**GOAL**
Search the material for the string "this", then return every line where it is found.

── DATASET RECORDS

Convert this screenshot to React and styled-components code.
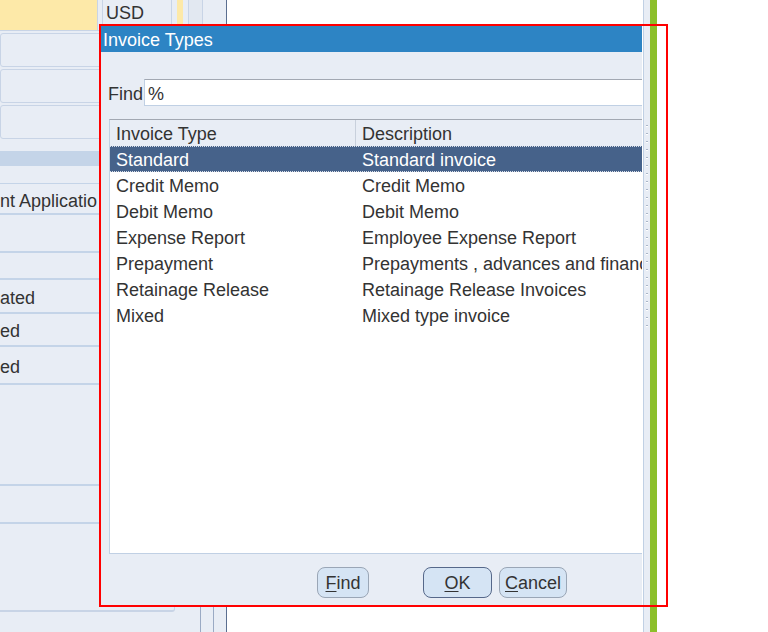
import styled, { createGlobalStyle } from "styled-components"

const GlobalStyle = createGlobalStyle`
  html, body {
    margin: 0;
    padding: 0;
    background: #ffffff;
  }
  #root {
    width: 768px;
    height: 632px;
    overflow: hidden;
  }
`

const types = [
    { type: "Standard", desc: "Standard invoice" },
    { type: "Credit Memo", desc: "Credit Memo" },
    { type: "Debit Memo", desc: "Debit Memo" },
    { type: "Expense Report", desc: "Employee Expense Report" },
    { type: "Prepayment", desc: "Prepayments , advances and financing" },
    { type: "Retainage Release", desc: "Retainage Release Invoices" },
    { type: "Mixed", desc: "Mixed type invoice" },
]

const App = () => {
    return (
        <Page>
            <GlobalStyle />
            <Backdrop>
                <FormColumn>
                    <TopRow>
                        <YellowField />
                        <UsdField>USD</UsdField>
                    </TopRow>
                    <Field />
                    <Field />
                    <Field />
                    <Band />
                    <ListRow $h={32} $top>nt Applicatio</ListRow>
                    <ListRow $h={38} />
                    <ListRow $h={27} />
                    <ListRow $h={34}>ated</ListRow>
                    <ListRow $h={33}>ed</ListRow>
                    <ListRow $h={38}>ed</ListRow>
                    <ListRow $h={101} />
                    <ListRow $h={38} />
                    <BottomBox />
                </FormColumn>
                <Gutter>
                    <GutterTop>
                        <MiniYellow />
                        <MiniButton />
                    </GutterTop>
                    <GutterLines>
                        <GutterCell />
                        <GutterCell />
                    </GutterLines>
                </Gutter>
                <Canvas $w={416} />
                <Strip>
                    <Ticks />
                </Strip>
                <GreenBar />
                <Canvas />
            </Backdrop>

            <DialogClip>
                <Dialog>
                    <TitleBar>Invoice Types</TitleBar>
                    <FindRow>
                        <FindLabel>Find</FindLabel>
                        <FindInput>%</FindInput>
                    </FindRow>
                    <Table>
                        <HeaderRow>
                            <HeadCell $w={246}>Invoice Type</HeadCell>
                            <HeadCell>Description</HeadCell>
                        </HeaderRow>
                        {types.map((t, i) => (
                            <DataRow key={t.type} $selected={i === 0}>
                                <DataCell $w={246}>{t.type}</DataCell>
                                <DataCell>{t.desc}</DataCell>
                            </DataRow>
                        ))}
                    </Table>
                    <Footer>
                        <Button $w={52}>
                            <u>F</u>ind
                        </Button>
                        <Button $w={69} $default style={{ marginLeft: 54 }}>
                            <u>O</u>K
                        </Button>
                        <Button $w={68} style={{ marginLeft: 7 }}>
                            <u>C</u>ancel
                        </Button>
                    </Footer>
                </Dialog>
            </DialogClip>
            <Highlight />
        </Page>
    )
}

const Page = styled.div`
  position: relative;
  width: 768px;
  height: 632px;
  font-family: "Liberation Sans", Arial, sans-serif;
  font-size: 18px;
  color: #333333;
`

const Backdrop = styled.div`
  display: flex;
  height: 100%;
`

const FormColumn = styled.div`
  width: 175px;
  display: flex;
  flex-direction: column;
  background: #e8edf5;
`

const TopRow = styled.div`
  display: flex;
  height: 30px;
  border-bottom: 1px solid #c8d4e6;
`

const YellowField = styled.div`
  width: 97px;
  background: #fde9a8;
  border-right: 1px solid #c8d4e6;
`

const UsdField = styled.div`
  margin-left: 4px;
  width: 70px;
  padding-left: 3px;
  line-height: 26px;
  border-left: 1px solid #c8d4e6;
  border-right: 1px solid #c8d4e6;
  box-sizing: border-box;
`

const Field = styled.div`
  height: 34px;
  margin-top: 2px;
  border: 1px solid #c8d4e6;
  border-radius: 3px;
  box-sizing: border-box;
`

const Band = styled.div`
  height: 15px;
  margin-top: 12px;
  margin-bottom: 17px;
  background: #c4d4e8;
`

const ListRow = styled.div`
  height: ${({ $h }) => $h}px;
  box-sizing: border-box;
  border-top: ${({ $top }) => ($top ? "1px solid #c4d4e8" : "none")};
  border-bottom: 2px solid #c4d4e8;
  padding-top: 2px;
  line-height: ${({ $h }) => $h - 2}px;
  white-space: nowrap;
`

const BottomBox = styled.div`
  height: 88px;
  border-bottom: 2px solid #c8d4e6;
  border-right: 1px solid #c8d4e6;
  border-bottom-right-radius: 3px;
  box-sizing: border-box;
`

const Gutter = styled.div`
  width: 51px;
  display: flex;
  flex-direction: column;
  justify-content: space-between;
  background: #e8edf5;
  border-right: 1px solid #5a6e90;
`

const GutterTop = styled.div`
  display: flex;
  height: 26px;
  padding-left: 2px;
  gap: 5px;
`

const MiniYellow = styled.div`
  width: 6px;
  background: #fde9a8;
`

const MiniButton = styled.div`
  width: 13px;
  border-left: 1px solid #c8d4e6;
  border-right: 1px solid #c8d4e6;
  background: #e2e8f1;
`

const GutterLines = styled.div`
  display: flex;
  height: 30px;
  padding-left: 25px;
`

const GutterCell = styled.div`
  flex: 1;
  border-left: 1px solid #9aaac4;
`

const Canvas = styled.div`
  ${({ $w }) => ($w ? `width: ${$w}px;` : "flex: 1;")}
  background: #ffffff;
`

const Strip = styled.div`
  width: 6px;
  background: #e8edf5;
  border-left: 1px solid #c0d0e4;
  padding-top: 125px;
`

const Ticks = styled.div`
  height: 206px;
  margin-left: 2px;
  width: 2px;
  background: repeating-linear-gradient(
    to bottom,
    #aab6c8 0px,
    #aab6c8 1px,
    #ffffff 1px,
    #ffffff 2px,
    transparent 2px,
    transparent 8px
  );
`

const GreenBar = styled.div`
  width: 7px;
  background: #8cbf2a;
`

const DialogClip = styled.div`
  position: absolute;
  left: 101px;
  top: 26px;
  width: 541px;
  height: 579px;
  overflow: hidden;
`

const Dialog = styled.div`
  width: 620px;
  height: 579px;
  display: flex;
  flex-direction: column;
  background: #e8edf5;
`

const TitleBar = styled.div`
  height: 26px;
  box-sizing: border-box;
  padding: 2px 0 0 2px;
  line-height: 24px;
  background: #2d84c4;
  color: #ffffff;
`

const FindRow = styled.div`
  display: flex;
  align-items: center;
  height: 27px;
  margin-top: 27px;
  padding-left: 7px;
`

const FindLabel = styled.span`
  width: 36px;
  padding-top: 3px;
`

const FindInput = styled.div`
  flex: 1;
  height: 27px;
  line-height: 24px;
  padding: 2px 0 0 3px;
  box-sizing: border-box;
  background: #ffffff;
  border: 1px solid #c0d0e4;
  border-top-color: #a2a8b2;
  border-right: none;
`

const Table = styled.div`
  margin: 13px 0 0 8px;
  height: 435px;
  box-sizing: border-box;
  background: #ffffff;
  border-left: 1px solid #c0d0e4;
  border-top: 1px solid #a2a8b2;
  border-bottom: 1px solid #c0d0e4;
`

const HeaderRow = styled.div`
  display: flex;
  height: 26px;
  background: #e8edf5;
`

const HeadCell = styled.div`
  ${({ $w }) => ($w ? `width: ${$w}px; border-right: 1px solid #c8d0dc;` : "flex: 1;")}
  box-sizing: border-box;
  padding: 2px 0 0 6px;
  line-height: 24px;
  white-space: nowrap;
`

const DataRow = styled.div`
  display: flex;
  height: 26px;
  box-sizing: border-box;
  background: ${({ $selected }) => ($selected ? "#46628a" : "transparent")};
  color: ${({ $selected }) => ($selected ? "#ffffff" : "#333333")};
  border: 1px dotted ${({ $selected }) => ($selected ? "#d8dee8" : "transparent")};
  border-left: none;
`

const DataCell = styled.div`
  ${({ $w }) => ($w ? `width: ${$w}px;` : "flex: 1;")}
  box-sizing: border-box;
  padding: 2px 0 0 6px;
  line-height: 22px;
  white-space: nowrap;
  overflow: hidden;
`

const Footer = styled.div`
  display: flex;
  align-items: flex-start;
  flex: 1;
  padding: 13px 0 0 216px;
`

const Button = styled.div`
  width: ${({ $w }) => $w}px;
  height: 31px;
  box-sizing: border-box;
  display: flex;
  align-items: center;
  justify-content: center;
  padding-top: 2px;
  background: #d5e4f4;
  border: 1px solid ${({ $default }) => ($default ? "#56688a" : "#9aa6b6")};
  border-radius: 8px;
  color: #333333;

  u {
    text-decoration-thickness: 1px;
    text-underline-offset: 2px;
  }
`

const Highlight = styled.div`
  position: absolute;
  left: 99px;
  top: 24px;
  width: 569px;
  height: 583px;
  box-sizing: border-box;
  border: 2px solid #ff0000;
  pointer-events: none;
`

export default App
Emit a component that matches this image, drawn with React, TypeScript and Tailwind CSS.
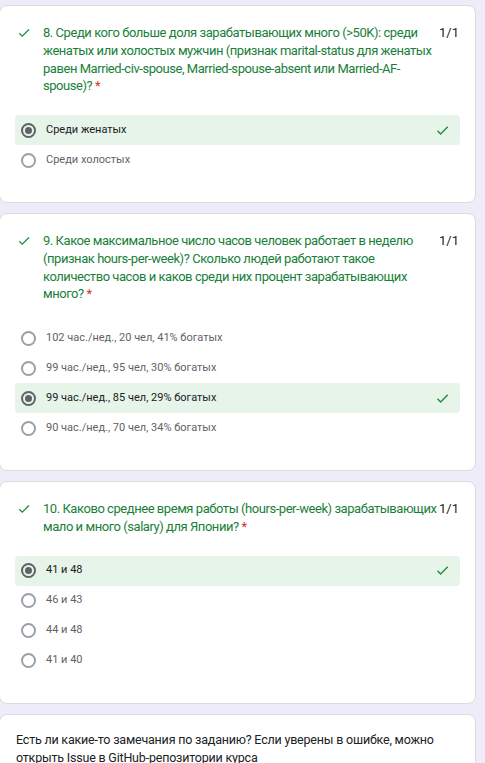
const Check = ({ className }: { className: string }) => (
  <svg viewBox="0 0 24 24" className={className} fill="none">
    <path d="M4 12.5l5 5L20.5 6" stroke="#1e8e3e" strokeWidth="2.2" />
  </svg>
);

type Option = { text: string; selected?: boolean };

const questions: { title: string; options: Option[] }[] = [
  {
    title:
      "8. Среди кого больше доля зарабатывающих много (>50K): среди женатых или холостых мужчин (признак marital-status для женатых равен Married-civ-spouse, Married-spouse-absent или Married-AF-spouse)?",
    options: [{ text: "Среди женатых", selected: true }, { text: "Среди холостых" }],
  },
  {
    title:
      "9. Какое максимальное число часов человек работает в неделю (признак hours-per-week)? Сколько людей работают такое количество часов и каков среди них процент зарабатывающих много?",
    options: [
      { text: "102 час./нед., 20 чел, 41% богатых" },
      { text: "99 час./нед., 95 чел, 30% богатых" },
      { text: "99 час./нед., 85 чел, 29% богатых", selected: true },
      { text: "90 час./нед., 70 чел, 34% богатых" },
    ],
  },
  {
    title:
      "10. Каково среднее время работы (hours-per-week) зарабатывающих мало и много (salary) для Японии?",
    options: [
      { text: "41 и 48", selected: true },
      { text: "46 и 43" },
      { text: "44 и 48" },
      { text: "41 и 40" },
    ],
  },
];

const Radio = ({ selected }: { selected?: boolean }) =>
  selected ? (
    <span className="w-[15px] h-[15px] rounded-full border-2 border-[#5f6368] flex items-center justify-center">
      <span className="w-[7px] h-[7px] rounded-full bg-[#5f6368]" />
    </span>
  ) : (
    <span className="w-[15px] h-[15px] rounded-full border-2 border-[#9aa0a6]" />
  );

const QuestionCard = ({ title, options }: { title: string; options: Option[] }) => (
  <div className="ml-[-1px] w-[477px] bg-white border border-[#dadce0] rounded-lg pt-[18px] pb-[27px]">
    <div className="flex items-start pl-[17px] pr-[19px]">
      <Check className="w-[14px] h-[14px] mt-[2px] shrink-0" />
      <p className="ml-[12px] mr-[-3px] w-[399px] shrink-0 text-[13px] tracking-[-0.45px] leading-[17.75px] text-[#188038] font-['Roboto',sans-serif]">
        {title} <span className="text-[#d93025]">*</span>
      </p>
      <span className="ml-auto text-[13px] leading-[17.75px] text-[#202124] font-['Roboto',sans-serif]">
        1/1
      </span>
    </div>
    <div className="mt-[20px] mx-[15px]">
      {options.map((o) => (
        <div
          key={o.text}
          className={`h-[30px] flex items-center pl-[6px] pr-[10px] rounded ${o.selected ? "bg-[#e6f4ea]" : ""}`}
        >
          <Radio selected={o.selected} />
          <span
            className={`ml-[10px] text-[11px] font-['Roboto',sans-serif] ${o.selected ? "text-[#202124]" : "text-[#5f6368]"}`}
          >
            {o.text}
          </span>
          {o.selected && <Check className="w-[15px] h-[15px] ml-auto" />}
        </div>
      ))}
    </div>
  </div>
);

export default function App() {
  return (
    <div className="min-h-screen w-[485px] bg-[#f0ebf8] pt-[5px] overflow-hidden flex flex-col gap-[10px]">
      {questions.map((q) => (
        <QuestionCard key={q.title} title={q.title} options={q.options} />
      ))}
      <div className="ml-[-1px] w-[477px] bg-white border border-[#dadce0] rounded-lg pt-[16px] px-[16px] pb-[20px]">
        <p className="text-[12.5px] tracking-[-0.2px] leading-[18px] text-[#202124] font-['Roboto',sans-serif]">
          Есть ли какие-то замечания по заданию? Если уверены в ошибке, можно открыть Issue в
          GitHub-репозитории курса
        </p>
      </div>
    </div>
  );
}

────

**EXERCISE SOLUTION**
Convert this screenshot to React and styled-components code.
Emit a component that matches this image, drawn with React, TypeScript and Tailwind CSS.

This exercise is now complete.